More Radical Reads: 4 Ways Your Outrage is Changing the World
It will be interesting to see the direction Kaepernick’s protest take as we enter the NFL’s regular season this week. Other players, including one of the 49er’s rival teams, the Seattle Seahawks, have vowed to sit or kneel in solidarity with Kaepernick, showing that the message he is getting across is bigger than some regionally set up team rivalry. There are many other athletes who are joining in Kaepernick’s protest as well, including NBA superstar Steph Curry, who plays for the Golden State warriors, along with members of the women’s volleyball team at University of West Virginia, to name a few. Even the President of the United States, Barack Obama, who is an avid sports fan, has supported Kaepernick’s right to protest.

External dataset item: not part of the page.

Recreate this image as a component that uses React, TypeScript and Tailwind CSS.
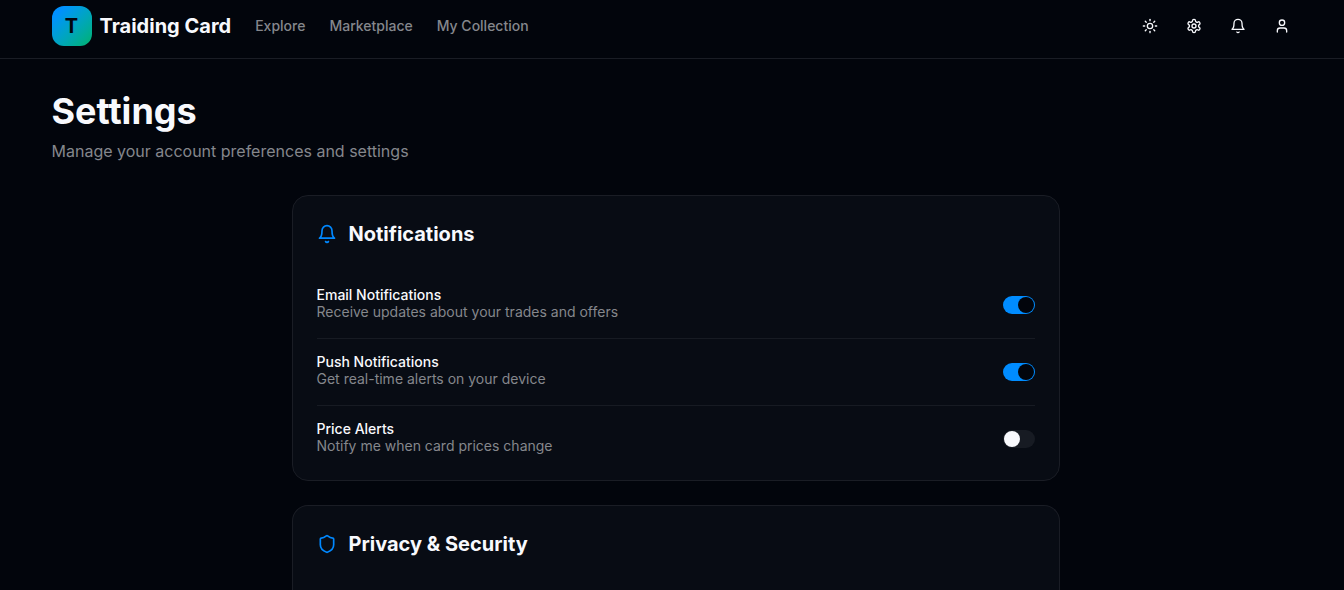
import React, { useState } from 'react';
import { createLucideIcon, Shield, Sun, User, type LucideIcon } from 'lucide-react';

const BellIcon = createLucideIcon('bell-classic', [
  ['path', { d: 'M6 8a6 6 0 0 1 12 0c0 7 3 9 3 9H3s3-2 3-9', key: 'body' }],
  ['path', { d: 'M10.3 21a1.94 1.94 0 0 0 3.4 0', key: 'clapper' }],
]);

const GearIcon = createLucideIcon('gear-classic', [
  [
    'path',
    {
      d: 'M12.22 2h-.44a2 2 0 0 0-2 2v.18a2 2 0 0 1-1 1.73l-.43.25a2 2 0 0 1-2 0l-.15-.08a2 2 0 0 0-2.73.73l-.22.38a2 2 0 0 0 .73 2.73l.15.1a2 2 0 0 1 1 1.72v.51a2 2 0 0 1-1 1.74l-.15.09a2 2 0 0 0-.73 2.73l.22.38a2 2 0 0 0 2.73.73l.15-.08a2 2 0 0 1 2 0l.43.25a2 2 0 0 1 1 1.73V20a2 2 0 0 0 2 2h.44a2 2 0 0 0 2-2v-.18a2 2 0 0 1 1-1.73l.43-.25a2 2 0 0 1 2 0l.15.08a2 2 0 0 0 2.73-.73l.22-.39a2 2 0 0 0-.73-2.73l-.15-.08a2 2 0 0 1-1-1.74v-.5a2 2 0 0 1 1-1.74l.15-.09a2 2 0 0 0 .73-2.73l-.22-.38a2 2 0 0 0-2.73-.73l-.15.08a2 2 0 0 1-2 0l-.43-.25a2 2 0 0 1-1-1.73V4a2 2 0 0 0-2-2z',
      key: 'rim',
    },
  ],
  ['circle', { cx: '12', cy: '12', r: '3', key: 'hub' }],
]);

const NAV_LINKS = ['Explore', 'Marketplace', 'My Collection'];

const ACTIONS: { label: string; icon: LucideIcon }[] = [
  { label: 'Toggle theme', icon: Sun },
  { label: 'Settings', icon: GearIcon },
  { label: 'Notifications', icon: BellIcon },
  { label: 'Profile', icon: User },
];

const NOTIFICATION_OPTIONS = [
  { id: 'email', title: 'Email Notifications', description: 'Receive updates about your trades and offers', enabled: true },
  { id: 'push', title: 'Push Notifications', description: 'Get real-time alerts on your device', enabled: true },
  { id: 'price', title: 'Price Alerts', description: 'Notify me when card prices change', enabled: false },
];

function Header() {
  return (
    <header className="border-b border-[#1a1d25] pl-[7px]">
      <div className="mx-auto flex w-full max-w-7xl items-center justify-between px-4 pt-1.5 pb-3">
        <div className="flex items-center gap-6">
          <a href="#" className="flex items-center gap-2">
            <span className="flex size-10 items-center justify-center rounded-xl bg-linear-to-br from-[#0090ff] from-15% to-[#00b26a] text-xl font-bold text-[#02050c]">
              T
            </span>
            <span className="text-xl font-bold">Traiding Card</span>
          </a>
          <nav className="flex items-center gap-6">
            {NAV_LINKS.map(link => (
              <a key={link} href="#" className="text-sm font-medium text-[#85878c] hover:text-[#f8f9fd]">
                {link}
              </a>
            ))}
          </nav>
        </div>
        <div className="flex items-center gap-2">
          {ACTIONS.map(({ label, icon: Icon }) => (
            <button key={label} type="button" aria-label={label} className="flex size-9 items-center justify-center rounded-md hover:bg-[#14181f]">
              <Icon className="size-4" />
            </button>
          ))}
        </div>
      </div>
    </header>
  );
}

function CardTitle({ icon: Icon, children }: { icon: LucideIcon; children: React.ReactNode }) {
  return (
    <h2 className="flex items-center gap-3 text-xl font-bold">
      <Icon className="size-5 text-[#0088ff]" />
      {children}
    </h2>
  );
}

function ToggleRow({ id, title, description, enabled }: (typeof NOTIFICATION_OPTIONS)[number]) {
  const [checked, setChecked] = useState(enabled);

  return (
    <div className="flex items-center justify-between border-b border-[#171b23] py-4 last:border-b-0 last:pb-0">
      <div>
        <label htmlFor={id} className="block text-sm leading-none font-medium">{title}</label>
        <p className="text-sm text-[#85878c]">{description}</p>
      </div>
      <input
        id={id}
        type="checkbox"
        role="switch"
        checked={checked}
        onChange={e => setChecked(e.target.checked)}
        className="flex h-[18px] w-8 shrink-0 cursor-pointer appearance-none items-center rounded-full bg-[#171b23] px-px before:size-4 before:rounded-full before:bg-[#f8f9fd] before:transition-transform checked:bg-[#008cff] checked:before:translate-x-3.5 checked:before:bg-[#02050c]"
      />
    </div>
  );
}

export default function App() {
  return (
    <div className="flex min-h-screen flex-col bg-[#02050c] font-['Inter',sans-serif] text-[#f8f9fd]">
      <Header />
      <main className="flex grow flex-col pl-[7px]">
        <div className="mx-auto flex w-full max-w-7xl grow flex-col px-4 pt-8">
          <h1 className="text-4xl font-bold">Settings</h1>
          <p className="mt-2 text-[#85878c]">Manage your account preferences and settings</p>

          <div className="mx-auto mt-8 flex w-full max-w-3xl grow flex-col gap-6">
            <section className="rounded-2xl border border-[#1a1d25] bg-[#080c14] p-6">
              <CardTitle icon={BellIcon}>Notifications</CardTitle>
              <div className="mt-6">
                {NOTIFICATION_OPTIONS.map(option => (
                  <ToggleRow key={option.id} {...option} />
                ))}
              </div>
            </section>

            <section className="grow rounded-t-2xl border border-b-0 border-[#1a1d25] bg-[#080c14] p-6">
              <CardTitle icon={Shield}>Privacy &amp; Security</CardTitle>
            </section>
          </div>
        </div>
      </main>
    </div>
  );
}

My biggest suggestion to anyone who is more interested in criticizing Kaepernick for his actions than actually listening and understanding where he is coming from is to take a step back and look at the situation at hand.
Are you going to put yourself in a position that enables and supports the continued body terrorism on various groups in the United States, or are you going to support the struggles to achieve an actual sense of American “freedom” through equity and treating each other as human beings?
TBINAA is calling on those who are fighting against Kaepernick’s protests to understand how #NoBodiesInvisible, that we are not going to stand for a flag or an Anthem that has been historically violent and that has systematically oppressed far too many people for far too long.
Kaepernick and his comrades’ visible protest is needed and their attempts to make this country a better place valid.